Removing the tail lights I taped up the ass end, sanded the roll pan, liberally applied grease cleaner and acetone, and snapped a few pictures. Carefully, very carefully, paint was applied in the typical left-right sweeping motion as not to cause runs. No one likes the runs.

The process was repeated with the tailgate, top center of the cab, and center rise of the hood. Have to say I’m proud of the driveway paint job and it buys time before a final paint job .

Next step, install the Carriage Works exhaust tips.

Paint Job Photo Gallery

2003 C1500 Chevrolet Truck

Sittin Pretti’s Summer Slam 2013 in Arlington WA

2003 C1500 Chevrolet Truck
Well I did it; my first ever truck show. Sittin Pretti hosted Summer Slam 2013 at the Arlington Airport and being that it was so close to home I said “what the heck”. The truck has gone through a fair amount of modifications but compared to the other trucks mine looked stock with a lift kit which was a bit disheartening.

My truck, a 2003 C1500, has had some mild, not cheap, mods like Bear 14″ rotors with duel piston calipers, American Racing 20″ wheels wrapped in Toyo rubber, BBK headers with Flowmaster 50 Series mufflers, K&N Cold Air kit, a Grant Airbag replacement steering wheel, and a DJM 3/5 suspension drop.

It’s not bagged, laying frame, on 26’s, with a wild paint job. So the chances for a trophy were slim to none – I knew that going into yet wanted to enter to have fun.

It was super fun and talking with folks who have the similar interest, meaning trucks, and sharing mods. One thing I found disappointing, which could be the style of show, is not more street performance trucks. Mostly all show and no go because I was hoping to get some performance ideas for my goal to autocross the truck. Guess that is me just being a truck show rookie.

I would like to give a shout out to Adam in the ’49 Ford F-1 parked next to me. That truck was awesome and he is a cool cat to boot.

Photo Gallery From Summer Slam 2013


First Truck Show Next Weekend


Next weekend will mark the first truck, or car, show I’ve ever do. It has sorta came up by accident. Last Friday the Silverado was detailed here locally and while there I seen the Summer Slam flyer. Initially I thought to visit the show and talk truck and gather some ideas but then entering crossed my mind. The truck is clean,  lowered and some other goodies so what the hell.  Maybe there will be a daily driver division as the website isn’t detailed on class info. We’ll see.


DJM 3/5 Suspension Install on a 2003 Silverado

When starting this install I felt confident in my mechanical knowledge base. From reading manuals, tech articles, and watching many hack jobs on YouTube, I felt this install should take a weekend. Well that was wrong but the project wasn’t all that bad. I started on a Friday night after work, put in hours on the weekend, average of 2hrs every night after work, and finished on a Sunday, putting the grand total at 9 days.

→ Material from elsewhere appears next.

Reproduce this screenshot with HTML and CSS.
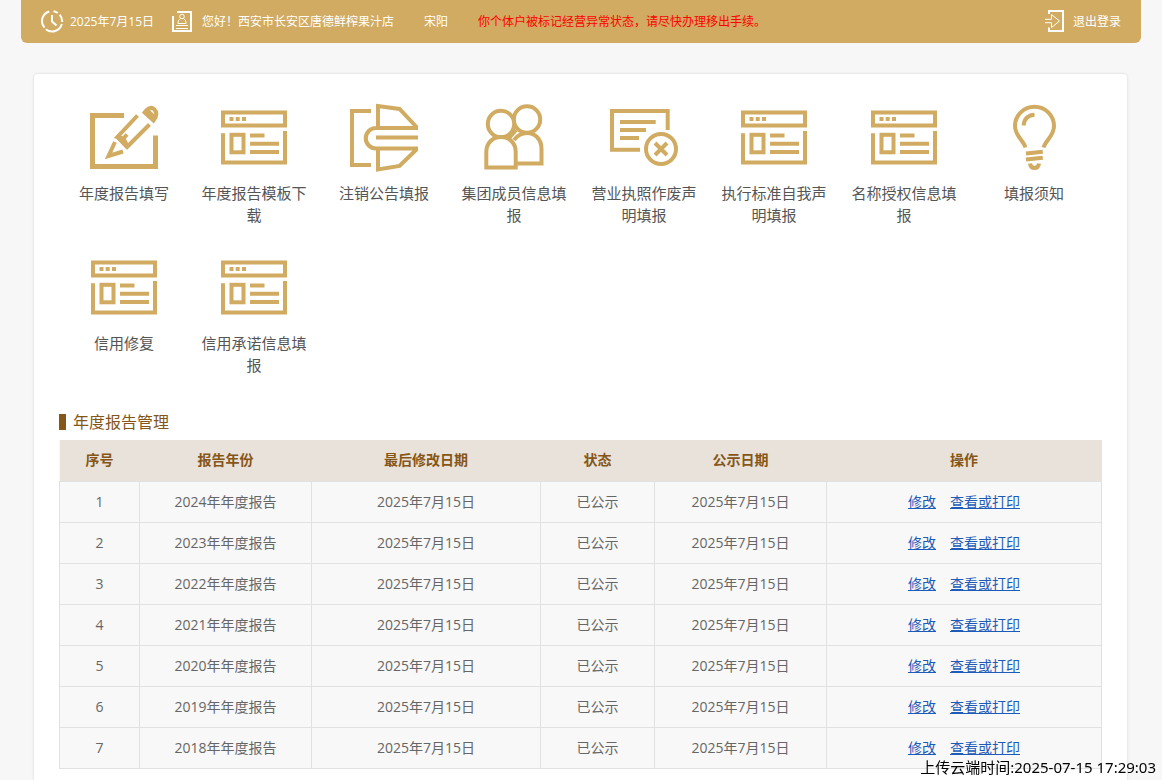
FILE: index.html
```html
<!DOCTYPE html>
<html lang="zh-CN">
<head>
    <meta charset="UTF-8">
    <meta name="viewport" content="width=device-width, initial-scale=1.0">
    <title>年度报告管理</title>
    <link rel="stylesheet" href="styles.css">
</head>
<body>
    <svg class="symbols" aria-hidden="true">
        <symbol id="icon-window" viewBox="0 0 70 70">
            <rect x="4" y="9.5" width="62" height="13"/>
            <path d="M10.5 16h4M16.7 16h4M23 16h4M4 30.3V59.5H66V28"/>
            <rect x="12.5" y="31.8" width="12" height="17.5"/>
            <path d="M31 32.5h14.5M31 40.7h29M31 49h29"/>
        </symbol>
    </svg>

    <div class="wrap">
        <header class="topbar">
            <svg class="top-icon" viewBox="0 0 24 24">
                <path d="M9.2 1.5A10 10 0 0 0 4.5 17.7M5.8 19.2A10 10 0 0 0 21.8 14M22.2 12A10 10 0 0 0 19.6 4.6M17.8 3A10 10 0 0 0 13.5 1.2"/>
                <path d="M12 5V11.5L16.5 15.5"/>
            </svg>
            <span class="date">2025年7月15日</span>
            <svg class="top-icon" viewBox="2 0 24 24">
                <path d="M7 2H21V21H3V6"/>
                <g class="thin">
                    <circle cx="12" cy="6.5" r="2.3"/>
                    <path d="M10.5 8.5C8.5 10 8 11 8 13.5H16C16 11 15.5 10 13.5 8.5M6 15.5H18M6 18.5H18"/>
                </g>
            </svg>
            <span class="shop">您好！西安市长安区唐德鲜榨果汁店</span>
            <span class="user">宋阳</span>
            <span class="warning">你个体户被标记经营异常状态，请尽快办理移出手续。</span>
            <a href="#" class="logout">
                <svg class="top-icon" viewBox="0 0 24 24">
                    <path d="M6 4V1H20V21H6V17.5"/>
                    <path class="thin" d="M2 9.3H8.5V4.5L16.5 11L8.5 17.5V12.7H2"/>
                </svg>
                <span>退出登录</span>
            </a>
        </header>

        <main class="card">
            <nav class="menu">
                <a href="#" class="item">
                    <svg class="icon" viewBox="0 0 70 70">
                        <path class="bold" d="M35 12.5H3.5V63.5H66.5V32.5"/>
                        <path d="M48.5 12.5L28.5 34L34.5 35.5L38.5 43.5L60.5 21.5M28.5 34L38.5 44.5M38 31.5L34 36M26 39L19.5 53L34 48.5"/>
                        <path d="M55.5 9.5C58 5.5 62 3.5 65 6C68 9 68 13 64.5 17.5ZM59 8L65 14"/>
                    </svg>
                    <span>年度报告填写</span>
                </a>
                <a href="#" class="item">
                    <svg class="icon"><use href="#icon-window"/></svg>
                    <span>年度报告模板下载</span>
                </a>
                <a href="#" class="item">
                    <svg class="icon" viewBox="0 0 70 70">
                        <path d="M22 8H3V62H22M69 25H27A10.2 10.2 0 0 0 27 45.5H69M27 34.5H69M29 25V3L50.5 6L68 24.5M29 45.5V66.5L50.5 63L68 46"/>
                    </svg>
                    <span>注销公告填报</span>
                </a>
                <a href="#" class="item">
                    <svg class="icon" viewBox="0 0 70 70">
                        <path d="M38 60.5H62.5V46C62.5 36 56 30 48 30C42 30 38 33 35 37"/>
                        <circle class="cover" cx="48" cy="16.5" r="13.2"/>
                        <path d="M37 27L30 35"/>
                        <circle class="cover" cx="22" cy="21" r="13.2"/>
                        <path class="cover" d="M7.3 64.4V49C7.3 39.5 14 34 22 34S36.7 39.5 36.7 49V64.4Z"/>
                    </svg>
                    <span>集团成员信息填报</span>
                </a>
                <a href="#" class="item">
                    <svg class="icon" viewBox="0 0 70 70">
                        <path d="M58.7 27V8H3V46.7H31M11 19H46.7M11 27H37M11 35H30"/>
                        <circle cx="52" cy="46" r="15"/>
                        <path d="M46 40L58 52M58 40L46 52"/>
                    </svg>
                    <span>营业执照作废声明填报</span>
                </a>
                <a href="#" class="item">
                    <svg class="icon"><use href="#icon-window"/></svg>
                    <span>执行标准自我声明填报</span>
                </a>
                <a href="#" class="item">
                    <svg class="icon"><use href="#icon-window"/></svg>
                    <span>名称授权信息填报</span>
                </a>
                <a href="#" class="item">
                    <svg class="icon" viewBox="0 0 70 70">
                        <path d="M26.5 44.5C24 36.5 16 33 16 23A19.5 19.3 0 0 1 55 23C55 33 47 36.5 44.5 44.5M24.5 22.5Q25.5 12.5 35.5 11.8M27 50.5L43.8 48.8M27 56.5L43.8 54.8M31 60.5Q31.5 65 35.5 65T40 60.5"/>
                    </svg>
                    <span>填报须知</span>
                </a>
                <a href="#" class="item">
                    <svg class="icon"><use href="#icon-window"/></svg>
                    <span>信用修复</span>
                </a>
                <a href="#" class="item">
                    <svg class="icon"><use href="#icon-window"/></svg>
                    <span>信用承诺信息填报</span>
                </a>
            </nav>

            <h2 class="title">年度报告管理</h2>
            <table class="reports">
                <colgroup>
                    <col class="col-no">
                    <col class="col-year">
                    <col class="col-modified">
                    <col class="col-status">
                    <col class="col-public">
                    <col>
                </colgroup>
                <thead>
                    <tr><th>序号</th><th>报告年份</th><th>最后修改日期</th><th>状态</th><th>公示日期</th><th>操作</th></tr>
                </thead>
                <tbody>
                    <tr><td>1</td><td>2024年年度报告</td><td>2025年7月15日</td><td>已公示</td><td>2025年7月15日</td><td><a href="#">修改</a><a href="#">查看或打印</a></td></tr>
                    <tr><td>2</td><td>2023年年度报告</td><td>2025年7月15日</td><td>已公示</td><td>2025年7月15日</td><td><a href="#">修改</a><a href="#">查看或打印</a></td></tr>
                    <tr><td>3</td><td>2022年年度报告</td><td>2025年7月15日</td><td>已公示</td><td>2025年7月15日</td><td><a href="#">修改</a><a href="#">查看或打印</a></td></tr>
                    <tr><td>4</td><td>2021年年度报告</td><td>2025年7月15日</td><td>已公示</td><td>2025年7月15日</td><td><a href="#">修改</a><a href="#">查看或打印</a></td></tr>
                    <tr><td>5</td><td>2020年年度报告</td><td>2025年7月15日</td><td>已公示</td><td>2025年7月15日</td><td><a href="#">修改</a><a href="#">查看或打印</a></td></tr>
                    <tr><td>6</td><td>2019年年度报告</td><td>2025年7月15日</td><td>已公示</td><td>2025年7月15日</td><td><a href="#">修改</a><a href="#">查看或打印</a></td></tr>
                    <tr><td>7</td><td>2018年年度报告</td><td>2025年7月15日</td><td>已公示</td><td>2025年7月15日</td><td><a href="#">修改</a><a href="#">查看或打印</a></td></tr>
                </tbody>
            </table>
        </main>
    </div>

    <div class="upload-time">上传云端时间:2025-07-15 17:29:03</div>
</body>
</html>
```
FILE: styles.css
```css
* {
    box-sizing: border-box;
}

body {
    margin: 0;
    background-color: #f7f7f7;
    color: #555;
    font-family: "Open Sans", "Noto Sans CJK SC", sans-serif;
    font-size: 14px;
}

svg {
    fill: none;
    stroke: #d0ab61;
    stroke-width: 4;
}

.symbols {
    display: none;
}

.wrap {
    display: flex;
    flex-direction: column;
    max-width: 1120px;
    min-height: 100vh;
    margin: 0 auto;
}

/* top bar */
.topbar {
    display: flex;
    align-items: center;
    height: 43px;
    padding: 0 20px 0 19px;
    border-radius: 0 0 6px 6px;
    background-color: #d0ab61;
    color: #fff;
    font-size: 12px;
    line-height: 18px;
    white-space: nowrap;
}

.top-icon {
    flex: none;
    width: 24px;
    height: 24px;
    margin-right: 6px;
    stroke: #fff;
    stroke-width: 2;
}

.thin {
    stroke-width: 1;
}

.date {
    margin-right: 18px;
}

.user {
    margin: 0 30px;
}

.warning {
    color: #f00;
}

.logout {
    display: flex;
    align-items: center;
    margin-left: auto;
    color: #fff;
    text-decoration: none;
}

/* white panel */
.card {
    flex: 1;
    margin: 31px 14px 0 13px;
    padding: 29px 25px 11px;
    border-radius: 4px 4px 0 0;
    background-color: #fff;
    box-shadow: 0 0 3px rgba(0, 0, 0, 0.15);
}

.menu {
    display: grid;
    grid-template-columns: repeat(auto-fill, 130px);
    grid-auto-rows: 150px;
}

.item {
    display: flex;
    flex-direction: column;
    align-items: center;
    padding: 0 10px;
    color: #555;
    font-size: 15px;
    line-height: 22px;
    text-align: center;
    text-decoration: none;
}

.icon {
    flex: none;
    width: 70px;
    height: 70px;
    margin-bottom: 9px;
}

.bold {
    stroke-width: 5;
}

.cover {
    fill: #fff;
}

.title {
    display: flex;
    align-items: center;
    gap: 7px;
    margin: 7px 0 6px;
    color: #855617;
    font-size: 16px;
    font-weight: normal;
    line-height: 24px;
}

.title::before {
    content: "";
    width: 7px;
    height: 16px;
    background-color: #855617;
}

/* report list */
.reports {
    width: 100%;
    table-layout: fixed;
    border-collapse: collapse;
    background-color: #f8f8f8;
    line-height: 20px;
    text-align: center;
}

.reports th,
.reports td {
    height: 41px;
    padding: 0;
}

.reports th {
    background-color: #e9e2db;
    color: #855617;
}

.reports td {
    border: 1px solid #e1e1e1;
    color: #666;
}

.reports a {
    margin: 0 7px;
    color: #1d5bb8;
}

.col-no {
    width: 80px;
}

.col-year,
.col-public {
    width: 172px;
}

.col-modified {
    width: 229px;
}

.col-status {
    width: 114px;
}

.upload-time {
    position: fixed;
    right: 6px;
    bottom: 2px;
    color: #000;
    font-family: "Noto Sans", "Noto Sans CJK SC", sans-serif;
    font-size: 15px;
    line-height: 22px;
}
```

I started by jacking the whole truck up and placing 6 jacks stands underneath and then removing all the wheels. Next it was onto tackle the front lower control arms. While getting everything unbolted was simple, releasing the lower control from the spindle proved patience tester.

After 10 years of grit and grime, the spindle didn’t want to release itself from its molded home. With a little motivation from a ball joint spreader the spindle separated and the lower control could be released. The Silverado’s coil spring didn’t have as much tension on it as what was described to me.

Taking it slowly and be methodical aided in a safe process.

In the front, the spindle was the most challenging part, everything disassembled easily and the install went smooth. The truck still requires an alignment but they way the DJM lower control arm went into place gives confidence that the alignment is somewhat close.

Moving to the rear is where I found some unique challenges.

1. Remove the tow hitch if applicable because the rear leaf spring bolts won’t come out with the hitch in place.
2. You don’t have to remove the fuel take to remove the driver side front leaf bolt.
3. Install the flip kit per the instructions.
4. Install the new front leaf bolts from the opposite direction than factory.
5. Take it slow and don’t rush, be relaxed.

For my application the rear was the most challenging and even required cutting off the exhaust, which sent mixed emotions through my pee sized brain.

As mentioned, a Chilton’s manual and GM will say you have to drop the gas tank to remove the driver side front leaf spring bolt. Again, I will say fuck that. Just cut it off and replace with new as it less of a hassle. I slid the new bolts in from the opposite direction and there is plenty of room for wrenches and clearance from the fuel tank.

Install the rear shackles to the leaf spring raise the leafs into place and install the bolts. I left them all loose so they could pivot for front leaf spring bolts to line up.

To get the front leafs to line up it took two guys due to the pivoting of the rear shackles but once installed the suspension settled nicely with no binding. Also, the instructions say to watch the pinion angle (I removed the driveline to make the install easier) but it wasn’t to drastic of a change, unlike a 4×4.

Following the instructions, the suspension was raised up to the frame. Then we marked the center point on the c-notch and placed it up to the frame for measurements. The c-notches match the frame very well so the confidence level was high that the marks were accurate.

Using a 4″ grinder with a cutting wheel, the c-notches were cut out fast and accurate, little to no finish work was required. Have a steady hand and for a straight line with the wheel. Once the line has some depth to it pressure can be applied. No sense hacking the shit out of the frame.

Install the c-notch bolts, shocks, hitch (if you’re keeping it), grease the zerk fittings on the front end, and mount the tires.